The comments come as the EU looks to pressure both sides to go public on whether they back a 26 July text proposed by the European bloc to revive the deal, with European diplomats calling it a “yes or no” moment.
Talks to revive the 2015 nuclear deal, known formally as the Joint Comprehensive Plan of Action (JCPOA), have dragged on for 16 months. In recent weeks, negotiators have whittled down differences between the two sides.
According to the Wall Street Journal, European diplomats promised to shut down a probe by the International Atomic Energy Agency (IAEA) into Iran’s undeclared nuclear programme. Tehran has also obtained guarantees about ensuring the economic benefits of a deal.
Meanwhile, the US has managed to push back against Iran's demand that the US lift sanctions on the Revolutionary Guard Corps as a prerequisite to reentering the deal.
The US has said it will provide a response to the European Union's "final" text on reviving the deal in private but gave no timeline. Iran said it will respond by Monday, but no answer had come by the time of publication.
Salman Rushdie attack
The talks come as the two sides clashed over the stabbing of British author Salman Rushdie in upstate New York last week.
Iran pushed back against claims it had any links to the author’s attacker, even as it blamed Rushdie himself for "insulting" Islam in the novel "The Satanic Verses”.

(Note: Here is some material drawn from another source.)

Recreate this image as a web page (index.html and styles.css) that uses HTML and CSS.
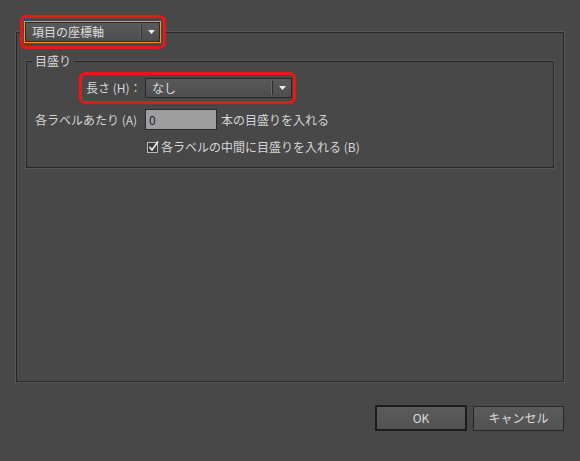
FILE: index.html
```html
<!DOCTYPE html>
<html>

<head>
    <meta charset="utf-8">
    <title>項目の座標軸</title>
    <link rel="stylesheet" href="styles.css">
</head>

<body>
    <div class="dialog">
        <div class="axis-group">
            <div class="highlight axis-head">
                <div class="select select-orange">
                    <span class="select-text">項目の座標軸</span>
                    <span class="select-sep"></span>
                    <span class="select-arrow"><svg width="7" height="4" viewBox="0 0 7 4"><path d="M0 0H7L3.5 4Z" fill="#ececec"/></svg></span>
                </div>
            </div>

            <div class="scale-group">
                <div class="legend">目盛り</div>

                <div class="highlight length-row">
                    <span class="length-label">長さ (H)：</span>
                    <div class="select select-length">
                        <span class="select-text">なし</span>
                        <span class="select-sep"></span>
                        <span class="select-arrow"><svg width="7" height="4" viewBox="0 0 7 4"><path d="M0 0H7L3.5 4Z" fill="#ececec"/></svg></span>
                    </div>
                </div>

                <div class="count-row">
                    <span class="count-label">各ラベルあたり (A)</span>
                    <input class="count-input" type="text" value="0">
                    <span class="count-unit">本の目盛りを入れる</span>
                </div>

                <div class="check-row">
                    <svg class="check" width="13" height="13" viewBox="0 0 13 13">
                        <rect x="0.5" y="2.5" width="10" height="10" fill="#3b3b3b" stroke="#b8b8b8"/>
                        <path d="M2.5 7L5 10L11 1.5" fill="none" stroke="#ededed" stroke-width="1.6"/>
                    </svg>
                    <span>各ラベルの中間に目盛りを入れる (B)</span>
                </div>
            </div>
        </div>

        <div class="buttons">
            <button class="button button-default">OK</button>
            <button class="button">キャンセル</button>
        </div>
    </div>
</body>

</html>
```

FILE: styles.css
```css
body {
    margin: 0;
    background-color: #484848;
    color: #d6d6d6;
    font-family: "Noto Sans CJK JP", "Liberation Sans", sans-serif;
    font-size: 12px;
    line-height: 16px;
}

.dialog {
    width: 580px;
    height: 461px;
    overflow: hidden;
}

.axis-group {
    margin: 32px 16px 0;
    height: 350px;
    box-sizing: border-box;
    border: 1px solid #262626;
    box-shadow: 0 0 0 1px #565656;
}

.highlight {
    display: flex;
    align-items: center;
    width: fit-content;
    border: 3px solid #e41919;
    border-radius: 7px;
    background-color: #484848;
    box-shadow: 0 0 1px #e41919;
}

.axis-head {
    margin: -18px 0 0 3px;
    padding: 3px 2px 3px 1px;
}

.select {
    display: flex;
    align-items: center;
    box-sizing: border-box;
    border: 1px solid #262626;
    background: linear-gradient(#5a5a5a, #4d4d4d);
}

.select-orange {
    width: 137px;
    height: 22px;
    border-color: #f7931e;
    box-shadow: inset 0 0 0 1px #2a2a2a;
}

.select-orange .select-text {
    padding-left: 7px;
}

.select-length {
    width: 147px;
    height: 20px;
}

.select-text {
    flex: 1;
    padding-left: 6px;
    color: #dcdcdc;
}

.select-sep {
    width: 1px;
    height: 14px;
    background-color: #2c2c2c;
    box-shadow: -1px 0 0 #6a6a6a;
}

.select-arrow {
    width: 18px;
    display: flex;
    justify-content: center;
}

.select-arrow svg {
    display: block;
}

.scale-group {
    margin: 12px 9px 0;
    height: 107px;
    box-sizing: border-box;
    border: 1px solid #262626;
    box-shadow: 0 0 0 1px #565656;
}

.legend {
    width: fit-content;
    margin: -9px 0 0 5px;
    padding: 0 3px;
    background-color: #484848;
}

.length-row {
    margin: 3px 0 0 52px;
    padding: 3px 1px 3px 4px;
}

.length-label {
    width: 59px;
}

.count-row {
    display: flex;
    align-items: center;
    margin: 5px 0 0 8px;
}

.count-label {
    width: 110px;
}

.count-input {
    width: 72px;
    height: 21px;
    box-sizing: border-box;
    margin: 0;
    padding: 0 3px;
    border: 1px solid #2a2a2a;
    background-color: #9e9e9e;
    color: #0f1d38;
    font: inherit;
    outline: none;
}

.count-unit {
    margin-left: 4px;
}

.check-row {
    display: flex;
    align-items: center;
    margin: 9px 0 0 120px;
}

.check {
    display: block;
    margin: -2px 1px 0 0;
}

.buttons {
    display: flex;
    justify-content: flex-end;
    align-items: center;
    gap: 6px;
    margin-top: 23px;
    padding-right: 16px;
}

.button {
    width: 91px;
    height: 25px;
    margin: 0;
    padding: 0;
    box-sizing: border-box;
    border: 1px solid #262626;
    background: linear-gradient(#5b5b5b, #525252);
    color: #dcdcdc;
    font: inherit;
}

.button-default {
    width: 92px;
    height: 26px;
    border: 2px solid #1c1c1c;
}
```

"In this attack, we do not consider anyone other than Salman Rushdie and his supporters worthy of blame and even condemnation," Iran's Ministry of Foreign Affairs spokesman, Nasser Kanaani, said.
"By insulting the sacred matters of Islam and crossing the red lines of more than 1.5 billion Muslims and all followers of the divine religions, Salman Rushdie has exposed himself to the anger and rage of the people."
In Washington, US State Department spokesman Ned Price blasted the statements by Kanaani blaming Rushdie for the attack.
"It's despicable. It's disgusting and we condemn it,” he said.
The award-winning writer had spent years under police protection after Iranian leaders in 1989 called for Rushdie's killing over his portrayal of Islam and the Prophet Mohammed in the novel "The Satanic Verses".
Iran's then-supreme leader, Ayatollah Ruhollah Khomeini, issued a religious decree, or fatwa, ordering Muslims to kill Rushdie for what he deemed the blasphemous nature of "The Satanic Verses".
The fatwa was never officially lifted and translators of the novel were attacked in the past. Hitoshi Igarashi, a scholar who translated the novel into Japanese, was fatally stabbed in Tokyo in 1991.
The ultra-conservative Kayhan newspaper, whose director is appointed by current supreme leader Ayatollah Ali Khamenei, greeted the attack.
"Bravo to this courageous and duty-conscious man who attacked the apostate and depraved Salman Rushdie in New York," it said.
With the exception of reformist publication Etemad, Iranian media followed a similar line, also describing Rushdie as an "apostate".
One state-owned paper in Iran said that the "neck of the devil" had been "cut by a razor".